View from the Roof Top at the Robey
I’ll choose Marriott when it makes sense for convenience since I’ve got enough Hyatt nights to spare I don’t need to stretch to make sure I stay at a Hyatt.
I don’t stay at very many Hiltons, maybe 3-4 a year, but at least I’ve got Gold status from my Platinum Card® from American Express. The goal is to avoid the room over the HVAC, and if there’s a club lounge I’ll generally have access (or at least breakfast).
The Other Status I have, And The Status I’ve Given Up On
I used to be a National Car Rental Executive Elite. I still have Executive status from my Platinum Card® from American Express but the truth is I rarely use it. I don’t rent cars all that often anymore.
- Where there’s a Silvercar, that’s what I’ll default to, they now even have a rewards program that stacks on top of coupon savings and with various discounts it’s often no more money than a Nissan Sentra out of National plus I don’t need to worry about re-filling the gas tank before returning the car or being gouged for tolls.

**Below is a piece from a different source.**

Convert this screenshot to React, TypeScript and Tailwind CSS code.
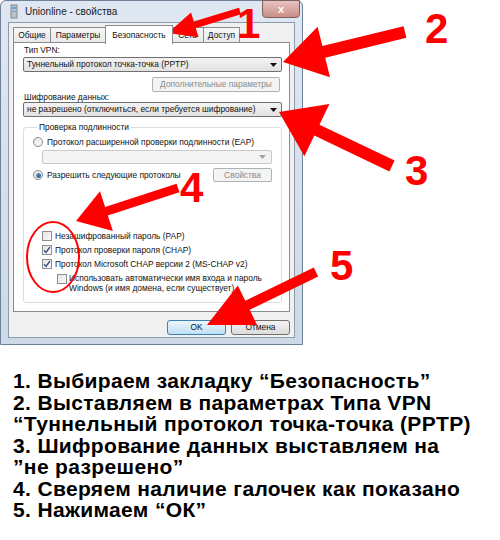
import React from 'react';

const ui = { fontFamily: '"Liberation Sans", Arial, sans-serif' };

type Pt = [number, number];

// builds a filled arrow polygon from the tail to the tip
function arrowPoints(tail: Pt, tip: Pt, headLen: number, headHalf: number, shaftHalf: number) {
  const dx = tail[0] - tip[0];
  const dy = tail[1] - tip[1];
  const len = Math.hypot(dx, dy);
  const ux = dx / len;
  const uy = dy / len;
  const px = -uy;
  const py = ux;
  const bx = tip[0] + ux * headLen;
  const by = tip[1] + uy * headLen;
  const pts: Pt[] = [
    tip,
    [bx + px * headHalf, by + py * headHalf],
    [bx + px * shaftHalf, by + py * shaftHalf],
    [tail[0] + px * shaftHalf, tail[1] + py * shaftHalf],
    [tail[0] - px * shaftHalf, tail[1] - py * shaftHalf],
    [bx - px * shaftHalf, by - py * shaftHalf],
    [bx - px * headHalf, by - py * headHalf],
  ];
  return pts.map((p) => p.map((n) => n.toFixed(1)).join(',')).join(' ');
}

const arrows = [
  { tail: [240, 11] as Pt, tip: [168, 33] as Pt, len: 28, head: 13, shaft: 3.5 },
  { tail: [405, 32] as Pt, tip: [283, 62] as Pt, len: 42, head: 26, shaft: 6 },
  { tail: [392, 166] as Pt, tip: [279, 112] as Pt, len: 42, head: 29, shaft: 6 },
  { tail: [178, 188] as Pt, tip: [76, 221] as Pt, len: 32, head: 21, shaft: 4.5 },
  { tail: [316, 272] as Pt, tip: [207, 325] as Pt, len: 45, head: 22, shaft: 5 },
];

const digits = [
  { t: '1', x: 237, y: 38 },
  { t: '2', x: 425, y: 43 },
  { t: '3', x: 405, y: 185 },
  { t: '4', x: 180, y: 202 },
  { t: '5', x: 330, y: 280 },
];

const steps = [
  '1. Выбираем закладку “Безопасность”',
  '2. Выставляем в параметрах Типа VPN',
  '“Туннельный протокол точка-точка (PPTP)',
  '3. Шифрование данных выставляем на',
  '”не разрешено”',
  '4. Сверяем наличие галочек как показано',
  '5. Нажимаем “ОК”',
];

function Caret({ muted }: { muted?: boolean }) {
  return (
    <svg width="7" height="4" viewBox="0 0 7 4" className="shrink-0">
      <path d="M0 0h7L3.5 4z" fill={muted ? '#a0a0a0' : '#111'} />
    </svg>
  );
}

function Combo({ text }: { text: string }) {
  return (
    <div className="h-[15px] w-[259px] flex items-center justify-between pl-[3px] pr-[4px] rounded-[2px] border border-[#707070] bg-gradient-to-b from-[#f3f3f3] to-[#e2e2e2] text-[8.4px] text-[#111] whitespace-nowrap">
      <span>{text}</span>
      <Caret />
    </div>
  );
}

function Radio({ on }: { on?: boolean }) {
  return (
    <span className="w-[10px] h-[10px] rounded-full border border-[#8a8a8a] bg-gradient-to-br from-[#e6e6e6] to-[#fafafa] flex items-center justify-center shrink-0">
      {on && <span className="w-[5px] h-[5px] rounded-full bg-gradient-to-br from-[#6fa7d6] to-[#1f4f86]" />}
    </span>
  );
}

function Check({ on }: { on?: boolean }) {
  return (
    <span className="w-[10px] h-[10px] border border-[#8f8f8f] bg-gradient-to-br from-[#e4e4e4] to-[#fbfbfb] flex items-center justify-center shrink-0">
      {on && (
        <svg width="8" height="8" viewBox="0 0 8 8">
          <path d="M1 4.2l2 2.2L7 1" fill="none" stroke="#3b4f8a" strokeWidth="1.4" />
        </svg>
      )}
    </span>
  );
}

const tabs = ['Общие', 'Параметры', 'Безопасность', 'Сеть', 'Доступ'];
const tabW = ['w-[38px]', 'w-[56px]', 'w-[68px]', 'w-[33px]', 'w-[37px]'];

export default function App() {
  return (
    <div className="relative w-[500px] h-[540px] bg-white overflow-hidden" style={ui}>
      {/* dialog window */}
      <div className="w-[303px] h-[345px] flex flex-col rounded-t-[6px] border border-[#6f8196] bg-gradient-to-b from-[#dfe8f2] to-[#cdd9e6] px-[7px] pb-[6px] text-[8.4px] whitespace-nowrap">
        <div className="relative h-[21px] flex items-center gap-[6px] pl-[1px]">
          <svg width="10" height="15" viewBox="0 0 10 15">
            <rect x="2" y="1" width="6" height="13" fill="#b9c3cc" stroke="#7f8a94" />
            <rect x="3" y="3" width="4" height="2" fill="#6fa3d2" />
            <rect x="3" y="7" width="4" height="1" fill="#8e99a3" />
          </svg>
          <span className="text-[10px] text-[#1b1b1b]">Unionline - свойства</span>
          <div className="absolute -top-px right-[-5px] w-[38px] h-[18px] rounded-b-[4px] border border-[#7a5f5e] bg-gradient-to-b from-[#e7c3bf] to-[#c98e87] flex items-center justify-center">
            <span className="text-white text-[11px] font-bold leading-none">x</span>
          </div>
        </div>

        <div className="flex-1 flex flex-col bg-[#f0f0f0] border border-[#8d9cad] px-[4px] pt-[2px] text-[#111]">
          {/* tabs */}
          <div className="h-[18px] flex items-end">
            {tabs.map((t, i) =>
              i === 2 ? (
                <div key={t} className={`relative z-10 ${tabW[i]} h-[19px] -mb-px -mx-px bg-white border border-b-0 border-[#898c95] flex items-start pt-[3px] justify-center`}>
                  {t}
                </div>
              ) : (
                <div key={t} className={`${tabW[i]} h-[16px] bg-gradient-to-b from-[#f7f7f7] to-[#e8e8e8] border border-b-0 border-[#898c95] -ml-px first:ml-0 flex items-center justify-center`}>
                  {t}
                </div>
              )
            )}
          </div>

          {/* tab panel */}
          <div className="h-[270px] -mt-px bg-white border border-[#898c95] flex flex-col pl-[9px] pt-px">
            <div className="h-[12px] leading-[12px] pl-px">Тип VPN:</div>
            <div className="mt-px">
              <Combo text="Туннельный протокол точка-точка (PPTP)" />
            </div>
            <div className="mt-[5px] w-[259px] flex justify-end pr-[2px]">
              <div className="h-[15px] w-[128px] rounded-[2px] border border-[#adb2b5] bg-[#f4f4f4] text-[#8a8a8a] flex items-center justify-center">
                Дополнительные параметры
              </div>
            </div>
            <div className="h-[10px] leading-[10px] pl-px">Шифрование данных:</div>
            <Combo text="не разрешено (отключиться, если требуется шифрование)" />

            <fieldset className="mt-[4px] w-[259px] h-[182px] border border-[#d5dfe5] rounded-[3px] px-[9px] flex flex-col">
              <legend className="ml-[4px] px-[2px] h-[12px] leading-[12px]">Проверка подлинности</legend>
              <div className="mt-[3px] h-[12px] flex items-center gap-[4px]">
                <Radio />
                <span>Протокол расширенной проверки подлинности (EAP)</span>
              </div>
              <div className="mt-[2px] ml-[9px] h-[14px] w-[230px] rounded-[2px] border border-[#c9c9c9] bg-[#f4f4f4] flex items-center justify-end pr-[5px]">
                <Caret muted />
              </div>
              <div className="mt-[4px] h-[14px] flex items-center gap-[4px]">
                <Radio on />
                <span>Разрешить следующие протоколы</span>
                <div className="ml-auto h-[14px] w-[59px] rounded-[2px] border border-[#adb2b5] bg-[#f4f4f4] text-[#8a8a8a] flex items-center justify-center">
                  Свойства
                </div>
              </div>

              <div className="mt-[47px] flex flex-col pl-[9px]">
                <div className="h-[14px] flex items-center gap-[3px]">
                  <Check />
                  <span>Незашифрованный пароль (PAP)</span>
                </div>
                <div className="h-[14px] flex items-center gap-[3px]">
                  <Check on />
                  <span>Протокол проверки пароля (CHAP)</span>
                </div>
                <div className="h-[14px] flex items-center gap-[3px]">
                  <Check on />
                  <span>Протокол Microsoft CHAP версии 2 (MS-CHAP v2)</span>
                </div>
                <div className="mt-[2px] pl-[15px] flex items-start gap-[2px]">
                  <div className="mt-[1px]">
                    <Check />
                  </div>
                  <div className="leading-[10px]">
                    Использовать автоматически имя входа и пароль
                    <br />
                    Windows (и имя домена, если существует)
                  </div>
                </div>
              </div>
            </fieldset>
          </div>

          {/* dialog buttons */}
          <div className="mt-[8px] flex justify-end gap-[5px]">
            <div className="h-[15px] w-[59px] rounded-[3px] border border-[#3c7fb1] bg-gradient-to-b from-[#ebf6fd] to-[#bfe0f4] flex items-center justify-center">
              OK
            </div>
            <div className="h-[15px] w-[59px] rounded-[3px] border border-[#707070] bg-gradient-to-b from-[#f3f3f3] to-[#dcdcdc] flex items-center justify-center">
              Отмена
            </div>
          </div>
        </div>
      </div>

      {/* instructions */}
      <div className="mt-[25px] pl-[13px] flex flex-col text-[21px] tracking-[0.35px] leading-[21.5px] font-bold text-black whitespace-nowrap">
        {steps.map((s) => (
          <div key={s}>{s}</div>
        ))}
      </div>

      {/* red annotations drawn over the screenshot */}
      <svg className="absolute inset-0 pointer-events-none" width="500" height="540" viewBox="0 0 500 540">
        {arrows.map((a, i) => (
          <polygon key={i} points={arrowPoints(a.tail, a.tip, a.len, a.head, a.shaft)} fill="#ff0000" />
        ))}
        <ellipse cx="53" cy="257" rx="26" ry="35" fill="none" stroke="#ff0000" strokeWidth="2" />
        {digits.map((d) => (
          <text key={d.t} x={d.x} y={d.y} fill="#ff0000" fontSize="42" fontWeight="700" fontFamily='"Liberation Sans", Arial, sans-serif'>
            {d.t}
          </text>
        ))}
      </svg>
    </div>
  );
}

- I just Uber a lot. Whenever I’m staying in a downtown area I’ll avoid the hassle of driving and parking. Sure if I’m going to be driving distances I’ll want a car but on most trips that’s not how my meetings work.
I’m an Uber Diamond in their year-old program. Between rides and UberEats I earn that pretty naturally. My wife and I share a car. I Uber to and from the airport. Whenever I’m going anywhere by car otherwise it’s usually with her. For the couple of times a month I need to run errands, get a haircut or whatnot, I’ll Uber. It’s a lot cheaper than a second car.